De electrolytische zuivering past men hoofzakelijk toe op goud- en zilverhoudend blistercopper verkregen uit k.ertsen, die ook wat edel metaal bevatten. Als electroliet gebruikt men een vrij sterke k.sulfaatoplossing aangezuurd met zwavelzuur. De anoden bestaan uit platen blistercopper, de cathoden uit dun electrolytisch k.blik. Men kan nu de electrolyse zóó inrichten, dat de anoden in oplossing gaan en dat zich op de cathoden zuiver k. afzet. Gelet moet worden op de stroomdichtheid, het spanningsverschil tusschen de electroden en de temperatuur van de electroliet. Verder moet deze laatste steeds in beweging en door doelmatige verversching voldoende zuiver gehouden worden.

Een deel van de onzuiverheden uit het anode k. gaat in oplossing; een ander deel, waaronder het goud en zilver, vormt het z.g. anodeslik, dat in de bakken bezinkt. Af en toe verzamelt men dit en verwerkt het op goud en zilver. De kathodeplaten worden omgesmolten en in baren gegoten of men snijdt ze volgens een spiraal in reepen en trekt daaruit draad. — Terwille van de volledigheid dient nog vermeld, dat een deel van het k. gewonnen wordt uit ertsen, waarin het als metaal of als een of andere oxydische verbinding voorkomt. De eerste soort ertsen wordt meestal eerst mechanisch geconcentreerd en dan direkt in vlamovens op metaal versmolten. Zij geven een zeer zuiver k. De oxydische ertsen worden tegenwoordig gemengd met sulfidische en dan in steen omgezet.

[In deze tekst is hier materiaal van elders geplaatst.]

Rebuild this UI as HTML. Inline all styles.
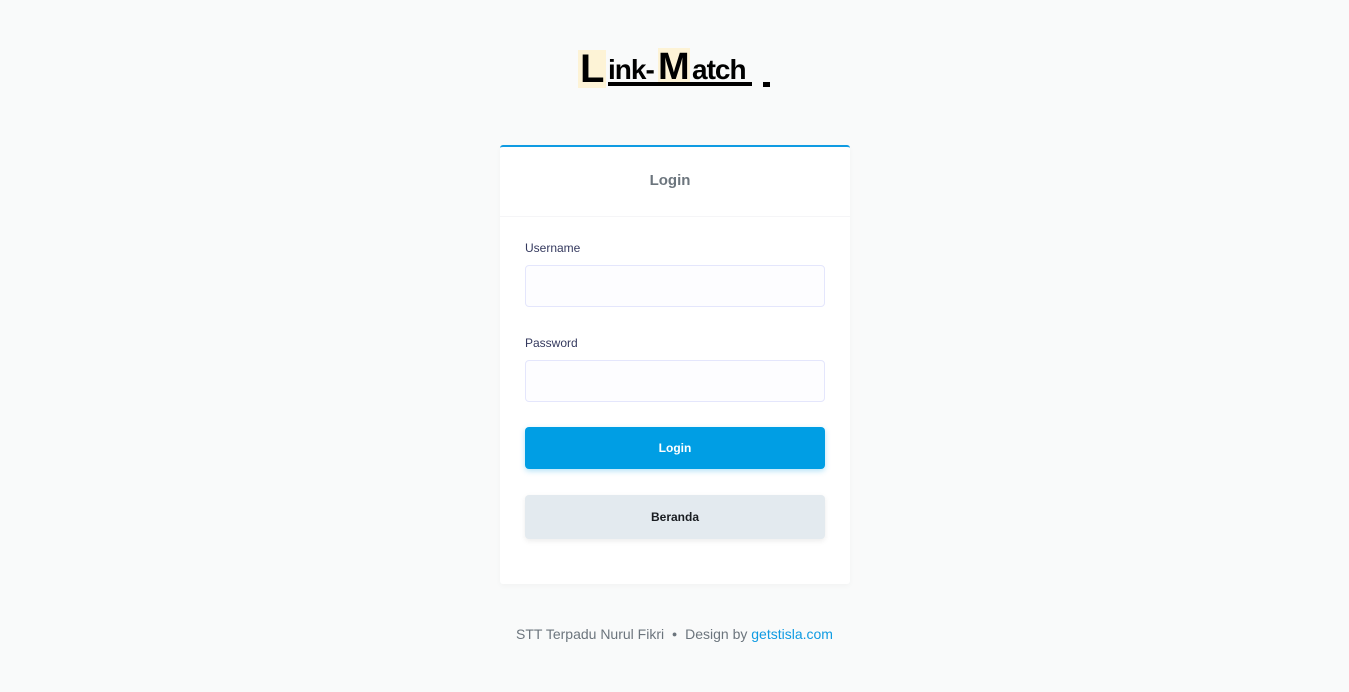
<!DOCTYPE html>
<html><head><style>
body{margin:0;background:#f9fafa;font-family:"Liberation Sans",sans-serif;width:1349px;height:692px;position:relative;overflow:hidden}
.logo{position:absolute;left:578px;top:46px;width:200px;height:50px}
.logo span{position:absolute;font-family:"Liberation Sans",sans-serif;font-weight:bold;color:#000}
.card{position:absolute;left:500px;top:145px;width:350px;height:437px;background:#fff;border-top:2px solid #0f9be2;border-radius:3px;box-shadow:0 2px 6px rgba(0,0,0,.03)}
.hd{height:69px;border-bottom:1px solid #f5f5f7;text-align:center;line-height:68px;font-size:15px;font-weight:bold;color:#6c757d;padding-right:10px}
label{position:absolute;left:25px;font-size:12px;color:#34395e}
.in{position:absolute;left:25px;width:298px;height:40px;border:1px solid #e4e6fc;background:#fdfdff;border-radius:4px}
.btn{position:absolute;left:25px;width:300px;border-radius:4px;text-align:center;font-size:12px;font-weight:bold}
.ft{position:absolute;top:626px;left:0;width:1349px;text-align:center;font-size:14px;color:#6c757d}
</style></head><body>
<div class="logo">
<span style="left:0;top:4px;font-size:40px;background:#fdf3d6;line-height:38px;padding:0 2px">L</span>
<span style="left:30px;top:10px;font-size:28px;line-height:28px;letter-spacing:-1px">ink-</span>
<span style="left:80px;top:2px;font-size:38px;line-height:38px;background:#fdf3d6">M</span>
<span style="left:114px;top:10px;font-size:28px;line-height:28px;letter-spacing:-1px">atch</span>
<div style="position:absolute;left:30px;top:36px;width:144px;height:4px;background:#000"></div>
<div style="position:absolute;left:185px;top:36px;width:7px;height:5px;background:#000"></div>
</div>
<div class="card">
<div class="hd">Login</div>
<label style="top:94px">Username</label>
<div class="in" style="top:118px"></div>
<label style="top:189px">Password</label>
<div class="in" style="top:213px"></div>
<div class="btn" style="top:280px;height:42px;line-height:42px;background:#009ee4;color:#fff;box-shadow:0 2px 6px rgba(0,158,228,.3)">Login</div>
<div class="btn" style="top:348px;height:44px;line-height:44px;background:#e3eaef;color:#191d21;box-shadow:0 2px 6px rgba(0,0,0,.08)">Beranda</div>
</div>
<div class="ft">STT Terpadu Nurul Fikri &nbsp;<span style="font-size:9px;vertical-align:2px">●</span>&nbsp; Design by <span style="color:#0f9be2">getstisla.com</span></div>
</body></html>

Statistiek en prijzen. In 1914 was de wereldproductie 0,93 millioen ton, in 1917 1,4. In die 2 jaren produceerden de Ver. St. respectievelijk 0,525 en 0,86, de rest van N.-Amerika (Canada, Mexico, Cuba) 0,076 en 0,104, Z.-Amerika (Chili, Peru, Bolivia) 0,069 en 0,125, Japan 0,071 en 0,124, Duitschland 0,03 en 0,045, Spanje en Portugal 0,037 en 0,042, Australië 0,038 en 0,038, Afrika 0,024 en 0,037 en Rusland 0,032 en 0,016 mill. ton. De landen, die het meeste k. verbruiken, zijn de Ver.

St. en Duitschland. In de laatste 3 jaren vóór den oorlog had het eerste gemiddeld 0,350 mill. ton per jaar noodig, het 2de 0,235. In 1914 was de gemiddelde prijs in de Ver. St., het land waar de meeste andere landen hun k. direkt of indirekt vandaan krijgen, ƒ 0,75 per K.G., in 1917 1,50 voor electrolytisch k.